A queda na emissão de multas já vinha sendo registrada desde 2017 devido à melhoria na sinalização. A Secretaria reconhece que a desativação dos radares estáticos, aqueles em caixas de metal e que eram de difícil identificação por parte dos motoristas, também contribuiu para a queda. Já os radares fixos não foram retirados nem houve diminuição no seu número — e a cidade contava com astronômicos 901 radares fixos que caíram para 877 no final de 2017. Comparando apenas o primeiro semestre de 2018 com o mesmo período de 2017 houve uma queda na emissão de multas de 5,1 milhões para 4,1 milhões — emissões automáticas, diga-se, portanto nada tem a ver com número de marronzinhos ou qualquer outra coisa.. Até porque eles também autuaram menos: 1,24 milhão de multas nos primeiros seis meses de 2018 contra1,7 milhão no mesmo período de 2017. São menos infrações cometidas, mesmo.

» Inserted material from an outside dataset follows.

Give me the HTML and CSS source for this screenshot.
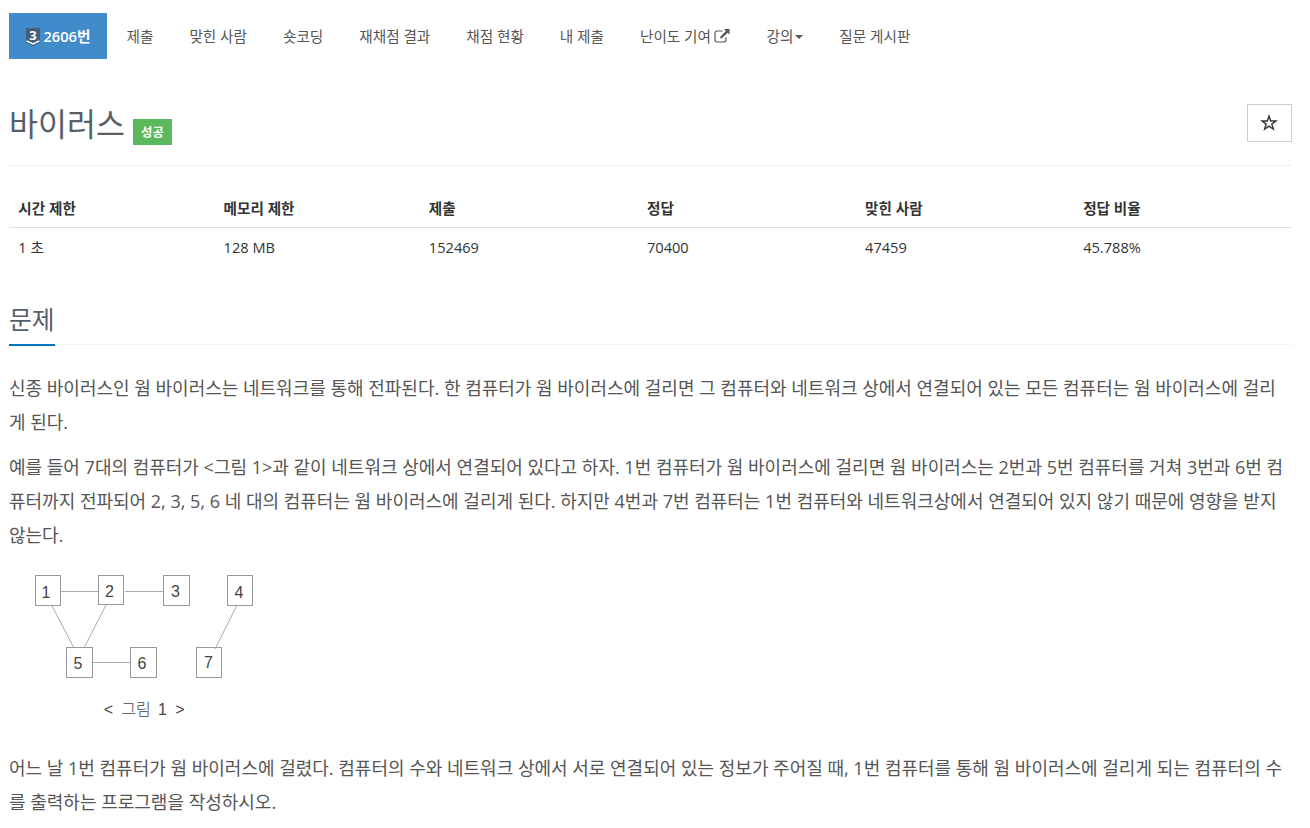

Decupando um pouco os números, há outros fatos interessantes: as infrações por excesso de velocidade em 2018 caíram em relação a 2017. Não tenho todos os números fechados para poder comparar, então vou usar a mesma base: primeiro semestre de um ano e primeiro semestre do ano seguinte: transitar em velocidade superior à máxima permitida em até 20% se traduziu em 1,95 milhão de multas em 2018 quando foram 2,55 milhões em 2017. Os paulistanos, que por diversas vezes aprovaram limites mais altos de velocidade, subitamente teriam se conformado com eles? Ou agora não sobra dinheiro, ao contrário do que acontecia até 2017 quando os cidadãos da maior metrópole do país se divertiam rasgando dinheiro com multas ou doando seus recursos à Prefeitura via autuação de trânsito?

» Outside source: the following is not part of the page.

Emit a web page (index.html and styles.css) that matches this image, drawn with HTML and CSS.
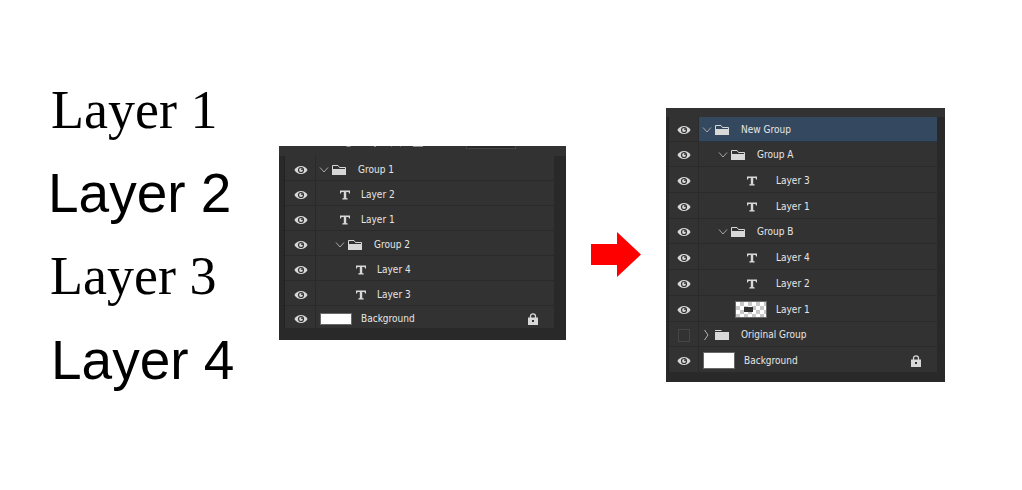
FILE: index.html
```html
<!DOCTYPE html>
<html lang="en">
<head>
<meta charset="utf-8">
<title>Layer groups</title>
<link rel="stylesheet" href="styles.css">
</head>
<body>
<svg class="defs" aria-hidden="true">
  <symbol id="eye" viewBox="0 0 14 10"><path fill="#d8d8d8" d="M.4 5C2 2.200 4.200 1 7 1S12 2.200 13.600 5C12 7.800 9.800 9 7 9S2 7.800.4 5Z"/><circle cx="7" cy="5" r="2.500" fill="#d8d8d8" stroke="#323232" stroke-width="1.200"/><circle cx="8" cy="4.200" r=".9" fill="#323232"/></symbol>
  <symbol id="down" viewBox="0 0 10 8"><path fill="none" stroke="#a8a8a8" d="M1 1.500 5 6 9 1.500"/></symbol>
  <symbol id="right" viewBox="0 0 10 12"><path fill="none" stroke="#b4b4b4" d="M2.500 1 6 6 2.500 11"/></symbol>
  <symbol id="open" viewBox="0 0 15 12"><path fill="none" stroke="#d8d8d8" d="M.5 11V1.500H6L7.500 3.500H13.500V11"/><path fill="#d8d8d8" d="M0 5h14v6H0z"/></symbol>
  <symbol id="closed" viewBox="0 0 15 12"><path fill="#d8d8d8" d="M0 1h6l1 1H0zM0 3h14v8H0z"/></symbol>
  <symbol id="type" viewBox="0 0 10 10"><path fill="#d8d8d8" d="M0 .5h10v3H9L8.500 2H6.200v6l1.500.4v1.100H2.300V8.400L3.800 8V2H1.500L1 3.500H0z"/></symbol>
  <symbol id="lock" viewBox="0 0 10 12"><path fill="none" stroke="#d8d8d8" stroke-width="1.300" d="M2.500 5V3.300a2.500 2.500 0 0 1 5 0V5"/><path fill="#d8d8d8" fill-rule="evenodd" d="M0 4.500h10V12H0zM4 7v2h2V7z"/></symbol>
</svg>
<main class="board">
  <section class="samples">
    <p class="serif">Layer 1</p>
    <p class="sans">Layer 2</p>
    <p class="serif third">Layer 3</p>
    <p class="sans fourth">Layer 4</p>
  </section>

  <section class="panel before" aria-label="Layers before">
    <div class="toolbar"><svg class="tools" width="180" height="6" viewBox="0 0 180 6" aria-hidden="true"><path fill="#8f8f8f" d="M67 0h5l-1 1h-3zM95 0h2v1h-2zM134 0h10v1h-10z"/><path fill="#696969" d="M112 0h1v1h-1zM121 0h1v1h-1z"/></svg><span class="opacity"></span></div>
    <ul class="rows">
      <li class="row"><button class="vis" aria-label="Toggle Group 1"><svg class="eye"><use href="#eye"/></svg></button><div class="name"><svg class="chev"><use href="#down"/></svg><svg class="folder"><use href="#open"/></svg>Group 1</div></li>
      <li class="row"><button class="vis" aria-label="Toggle Layer 2"><svg class="eye"><use href="#eye"/></svg></button><div class="name item d1"><span class="slot"><svg class="type"><use href="#type"/></svg></span>Layer 2</div></li>
      <li class="row"><button class="vis" aria-label="Toggle Layer 1"><svg class="eye"><use href="#eye"/></svg></button><div class="name item d1"><span class="slot"><svg class="type"><use href="#type"/></svg></span>Layer 1</div></li>
      <li class="row"><button class="vis" aria-label="Toggle Group 2"><svg class="eye"><use href="#eye"/></svg></button><div class="name d1"><svg class="chev"><use href="#down"/></svg><svg class="folder"><use href="#open"/></svg>Group 2</div></li>
      <li class="row"><button class="vis" aria-label="Toggle Layer 4"><svg class="eye"><use href="#eye"/></svg></button><div class="name item d2"><span class="slot"><svg class="type"><use href="#type"/></svg></span>Layer 4</div></li>
      <li class="row"><button class="vis" aria-label="Toggle Layer 3"><svg class="eye"><use href="#eye"/></svg></button><div class="name item d2"><span class="slot"><svg class="type"><use href="#type"/></svg></span>Layer 3</div></li>
      <li class="row base"><button class="vis" aria-label="Toggle Background"><svg class="eye"><use href="#eye"/></svg></button><div class="name item"><span class="thumb"></span>Background<svg class="lock"><use href="#lock"/></svg></div></li>
    </ul>
  </section>

  <svg class="arrow" width="50" height="46" viewBox="0 0 50 46" role="img" aria-label="becomes"><path fill="#f00" d="M0 12h26V0l24 22.500L26 45V33H0z"/></svg>

  <section class="panel after" aria-label="Layers after">
    <div class="toolbar"></div>
    <ul class="rows">
      <li class="row selected"><button class="vis" aria-label="Toggle New Group"><svg class="eye"><use href="#eye"/></svg></button><div class="name"><svg class="chev"><use href="#down"/></svg><svg class="folder"><use href="#open"/></svg>New Group</div></li>
      <li class="row"><button class="vis" aria-label="Toggle Group A"><svg class="eye"><use href="#eye"/></svg></button><div class="name d1"><svg class="chev"><use href="#down"/></svg><svg class="folder"><use href="#open"/></svg>Group A</div></li>
      <li class="row tall"><button class="vis" aria-label="Toggle Layer 3"><svg class="eye"><use href="#eye"/></svg></button><div class="name item d2"><span class="slot"><svg class="type"><use href="#type"/></svg></span>Layer 3</div></li>
      <li class="row tall"><button class="vis" aria-label="Toggle Layer 1"><svg class="eye"><use href="#eye"/></svg></button><div class="name item d2"><span class="slot"><svg class="type"><use href="#type"/></svg></span>Layer 1</div></li>
      <li class="row"><button class="vis" aria-label="Toggle Group B"><svg class="eye"><use href="#eye"/></svg></button><div class="name d1"><svg class="chev"><use href="#down"/></svg><svg class="folder"><use href="#open"/></svg>Group B</div></li>
      <li class="row tall"><button class="vis" aria-label="Toggle Layer 4"><svg class="eye"><use href="#eye"/></svg></button><div class="name item d2"><span class="slot"><svg class="type"><use href="#type"/></svg></span>Layer 4</div></li>
      <li class="row tall"><button class="vis" aria-label="Toggle Layer 2"><svg class="eye"><use href="#eye"/></svg></button><div class="name item d2"><span class="slot"><svg class="type"><use href="#type"/></svg></span>Layer 2</div></li>
      <li class="row tall"><button class="vis" aria-label="Toggle Layer 1 pixels"><svg class="eye"><use href="#eye"/></svg></button><div class="name item d2"><span class="thumb checker"><span class="blob"></span></span>Layer 1</div></li>
      <li class="row"><button class="vis" aria-label="Show Original Group"><span class="off"></span></button><div class="name"><svg class="chev shut"><use href="#right"/></svg><svg class="folder"><use href="#closed"/></svg>Original Group</div></li>
      <li class="row tall"><button class="vis" aria-label="Toggle Background"><svg class="eye"><use href="#eye"/></svg></button><div class="name item"><span class="thumb"></span>Background<svg class="lock"><use href="#lock"/></svg></div></li>
    </ul>
  </section>
</main>
</body>
</html>
```
FILE: styles.css
```css
* { box-sizing: border-box; }
body { margin: 0; background: #fff; color: #000; }
.defs { position: absolute; width: 0; height: 0; }

.board {
  display: grid;
  grid-template-columns: 279fr 287fr 100fr 279fr 77fr;
  align-items: start;
  padding-top: 69px;
}

/* Type specimens */
.samples { padding-left: 51px; }
.samples p { margin: 0; font-size: 55px; line-height: 83px; white-space: nowrap; }
.samples .serif { font-family: "Liberation Serif", "Times New Roman", serif; font-size: 54px; }
.samples .sans { font-family: "Liberation Sans", Arial, sans-serif; margin-left: -3px; }
.samples .third { line-height: 82px; margin-left: -1px; }
.samples .fourth { line-height: 86px; margin-left: 0; }

/* Layer panels */
.panel {
  display: flex;
  flex-direction: column;
  background: #292929;
  font: 10px/14px "DejaVu Sans Condensed", "DejaVu Sans", Tahoma, sans-serif;
  color: #e6e6e6;
}
.toolbar { background: #323232; }
.rows { list-style: none; margin: 0; padding: 0; border-left: 1px solid #222; }
.row { display: flex; height: 25px; background: #323232; }
.tall { height: 26px; }
.vis {
  display: flex;
  align-items: center;
  justify-content: center;
  width: 30px;
  padding: 2px 0 0 1px;
  border: solid #2a2a2a;
  border-width: 0 1px 1px 0;
  background: none;
}
.name {
  display: flex;
  flex: 1;
  align-items: center;
  padding-top: 2px;
  padding-left: 3px;
  border-bottom: 1px solid #2a2a2a;
  white-space: nowrap;
}
.d1 { padding-left: 19px; }
.item { padding-left: 4px; }
.item.d1 { padding-left: 20px; }
.item.d2 { padding-left: 36px; }

.eye { width: 14px; height: 10px; }
.chev { width: 10px; height: 8px; margin-right: 3px; }
.shut { height: 12px; }
.folder { width: 15px; height: 12px; margin-right: 11px; }
.type { width: 10px; height: 10px; }
.slot { display: flex; justify-content: center; width: 18px; margin-right: 7px; }
.lock { width: 10px; height: 12px; margin-left: auto; margin-right: 16px; }
.thumb {
  width: 32px;
  height: 12px;
  margin-right: 9px;
  border: 1px solid #686868;
  background: #fff;
}
.off { width: 12px; height: 13px; border: 1px solid #464646; }

.before { margin-top: 77px; padding-bottom: 11px; }
.before .toolbar { display: flex; justify-content: space-between; height: 10px; padding-right: 50px; }
.before .rows { margin: 0 12px 0 5px; }
.before .vis { width: 31px; padding-top: 4px; }
.before .name { padding-top: 4px; }
.before .base { height: 23px; }
.tools { flex: none; }
.opacity { width: 50px; height: 3px; flex: none; border: solid #454545; border-width: 0 1px 1px; background: #292929; }

.after { margin-top: 39px; padding-bottom: 9px; }
.after .toolbar { height: 9px; }
.after .rows { margin: 0 8px 0 2px; }
.after .slot { width: 34px; margin-right: 7px; }
.after .thumb { height: 17px; }
.selected .name { background: #34495f; border-bottom-color: #263544; }
.after .checker {
  display: flex;
  align-items: center;
  padding-left: 8px;
  background: repeating-conic-gradient(#c8c8c8 0 25%, #fff 0 50%) 0 0 / 8px 8px;
}
.blob { width: 9px; height: 5px; background: #303030; }

.arrow { margin: 163px 0 0 25px; }
```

Fora dos números absolutos, há dados interessantes da iniciativa privada. A Fundação Mapfre analisou no ano passado 13 vias da capital paulista e verificou que de todas as infrações de trânsito por excesso de velocidade 41% ocorreram em vias onde a máxima permitida era de 30 km/h. Quando a velocidade aumenta para um máximo de 40 km/h foram registradas 3,6% das infrações. Do total das infrações por excesso de velocidade cometidas, 33% foram de motociclistas, seguidas por ônibus de turismo (28%), caminhões (24%) e carros de passeio (8%). Vejam, caros leitores, o estrago que o autoentusiasmo faz! (modo irônico ativado). Lembrando, é claro, que a frota de veículos de passeio é muito superior à de motos. E lembrando, novamente, que falamos que quase a metade das infrações por excesso de velocidade corresponde a máximas de até 40 km/h. Quase a velocidade da luz, diria minha bisavó espanhola exagerada (ainda não desativei o modo irônico, tá?).

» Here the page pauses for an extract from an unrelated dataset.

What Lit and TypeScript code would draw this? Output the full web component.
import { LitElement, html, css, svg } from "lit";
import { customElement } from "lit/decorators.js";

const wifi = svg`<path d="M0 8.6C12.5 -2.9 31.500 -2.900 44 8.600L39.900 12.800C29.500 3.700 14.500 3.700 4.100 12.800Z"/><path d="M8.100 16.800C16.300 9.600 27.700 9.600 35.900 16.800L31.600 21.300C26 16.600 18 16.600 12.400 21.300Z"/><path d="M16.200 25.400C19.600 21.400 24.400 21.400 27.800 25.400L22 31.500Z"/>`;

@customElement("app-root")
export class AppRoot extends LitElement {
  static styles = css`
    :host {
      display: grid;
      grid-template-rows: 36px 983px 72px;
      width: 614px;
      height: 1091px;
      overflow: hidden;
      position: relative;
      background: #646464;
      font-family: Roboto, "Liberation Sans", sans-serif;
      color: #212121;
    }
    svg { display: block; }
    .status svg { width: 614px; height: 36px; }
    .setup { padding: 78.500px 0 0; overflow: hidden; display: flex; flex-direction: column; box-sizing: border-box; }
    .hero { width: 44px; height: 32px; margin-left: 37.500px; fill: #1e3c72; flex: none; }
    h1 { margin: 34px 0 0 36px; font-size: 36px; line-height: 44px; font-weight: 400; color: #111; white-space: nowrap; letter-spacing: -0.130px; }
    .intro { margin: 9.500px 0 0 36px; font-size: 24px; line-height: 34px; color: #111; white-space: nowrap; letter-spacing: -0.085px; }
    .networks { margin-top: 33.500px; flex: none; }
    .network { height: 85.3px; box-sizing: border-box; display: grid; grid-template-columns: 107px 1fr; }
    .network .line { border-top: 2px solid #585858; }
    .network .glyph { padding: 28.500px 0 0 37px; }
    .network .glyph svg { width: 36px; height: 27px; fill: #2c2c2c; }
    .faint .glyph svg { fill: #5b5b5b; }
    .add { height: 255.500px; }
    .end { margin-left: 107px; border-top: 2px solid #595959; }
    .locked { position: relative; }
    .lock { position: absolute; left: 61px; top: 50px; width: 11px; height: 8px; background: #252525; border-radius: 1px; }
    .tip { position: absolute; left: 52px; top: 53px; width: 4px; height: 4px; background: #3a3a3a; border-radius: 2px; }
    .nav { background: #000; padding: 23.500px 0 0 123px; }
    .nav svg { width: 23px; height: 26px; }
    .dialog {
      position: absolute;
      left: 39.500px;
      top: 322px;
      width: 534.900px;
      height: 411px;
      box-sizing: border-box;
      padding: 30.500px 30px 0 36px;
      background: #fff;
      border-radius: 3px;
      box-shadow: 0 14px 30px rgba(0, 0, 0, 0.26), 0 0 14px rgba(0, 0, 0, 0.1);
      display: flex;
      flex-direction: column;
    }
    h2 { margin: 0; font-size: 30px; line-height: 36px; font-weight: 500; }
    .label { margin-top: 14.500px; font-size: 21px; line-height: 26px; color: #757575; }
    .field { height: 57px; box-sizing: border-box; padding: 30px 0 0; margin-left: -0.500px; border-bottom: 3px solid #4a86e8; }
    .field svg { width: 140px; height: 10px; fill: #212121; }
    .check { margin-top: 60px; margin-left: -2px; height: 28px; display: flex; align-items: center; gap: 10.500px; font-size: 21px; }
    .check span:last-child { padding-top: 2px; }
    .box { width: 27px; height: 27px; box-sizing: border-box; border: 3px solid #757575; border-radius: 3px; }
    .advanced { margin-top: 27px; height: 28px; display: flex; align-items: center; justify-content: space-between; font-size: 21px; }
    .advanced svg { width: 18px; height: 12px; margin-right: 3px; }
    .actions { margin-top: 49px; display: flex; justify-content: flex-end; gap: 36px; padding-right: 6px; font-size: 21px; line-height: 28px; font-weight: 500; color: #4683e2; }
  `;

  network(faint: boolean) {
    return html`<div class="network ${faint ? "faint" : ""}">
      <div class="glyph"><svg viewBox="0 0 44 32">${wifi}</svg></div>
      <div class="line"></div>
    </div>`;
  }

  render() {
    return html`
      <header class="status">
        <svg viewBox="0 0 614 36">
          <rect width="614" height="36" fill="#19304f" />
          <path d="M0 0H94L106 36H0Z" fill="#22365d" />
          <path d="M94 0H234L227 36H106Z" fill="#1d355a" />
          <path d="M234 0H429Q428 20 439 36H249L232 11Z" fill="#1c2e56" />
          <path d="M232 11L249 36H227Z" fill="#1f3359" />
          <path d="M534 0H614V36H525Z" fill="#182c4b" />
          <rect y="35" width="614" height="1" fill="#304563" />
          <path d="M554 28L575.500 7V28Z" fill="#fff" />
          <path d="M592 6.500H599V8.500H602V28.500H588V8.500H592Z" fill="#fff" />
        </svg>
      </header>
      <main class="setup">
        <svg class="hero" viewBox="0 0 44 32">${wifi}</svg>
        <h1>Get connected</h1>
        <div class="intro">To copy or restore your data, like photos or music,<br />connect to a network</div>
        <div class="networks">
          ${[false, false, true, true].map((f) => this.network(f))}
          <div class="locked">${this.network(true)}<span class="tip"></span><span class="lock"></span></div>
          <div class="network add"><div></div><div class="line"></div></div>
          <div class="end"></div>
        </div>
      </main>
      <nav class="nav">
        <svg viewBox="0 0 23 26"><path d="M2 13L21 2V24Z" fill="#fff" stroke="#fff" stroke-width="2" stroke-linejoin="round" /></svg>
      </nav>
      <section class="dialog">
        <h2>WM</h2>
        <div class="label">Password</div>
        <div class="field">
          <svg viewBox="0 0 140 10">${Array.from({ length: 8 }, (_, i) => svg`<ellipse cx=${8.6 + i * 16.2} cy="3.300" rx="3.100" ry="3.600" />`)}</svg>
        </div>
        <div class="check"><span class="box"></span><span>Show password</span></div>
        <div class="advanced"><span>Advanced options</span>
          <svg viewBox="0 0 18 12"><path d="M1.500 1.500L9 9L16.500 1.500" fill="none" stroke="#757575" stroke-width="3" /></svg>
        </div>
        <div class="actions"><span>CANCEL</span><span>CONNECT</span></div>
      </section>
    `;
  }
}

Do ponto de vista mais, digamos, burocrático, a capital paulista adotou uma medida bem prática para facilitar a vida dos munícipes: passou a oferecer parcelamento de multas de trânsito no cartão de crédito em até 12 vezes. A comodidade por enquanto só pode ser utilizada em alguns postos do Detran, mas também experimentalmente em algumas subprefeituras. Gostei da ideia de deixar de ver o motorista como um ser perverso que deve ser combatido. Parece que resolveram vir para o lado “bom” da Força, aquele dos mestres jedis e do Luke Skywalker e deixar de lado essa visão Darth Vader do motorista de carro. Parece pouco, e é, mas não deixa de ser algo mais civilizado e prático, até mesmo do ponto de vista arrecadatório.
Mudando de assunto: alguém me explica por quë o ar-condicionado do carro quebra justamente no mês mais quente dos últimos sei lá quantos anos? Não podia ser em julho? Ou, pelo menos, em outro mês não recorde? Tenho dirigido rotando no banco para poder assar por igual até conseguir levar o carro para resolver isso.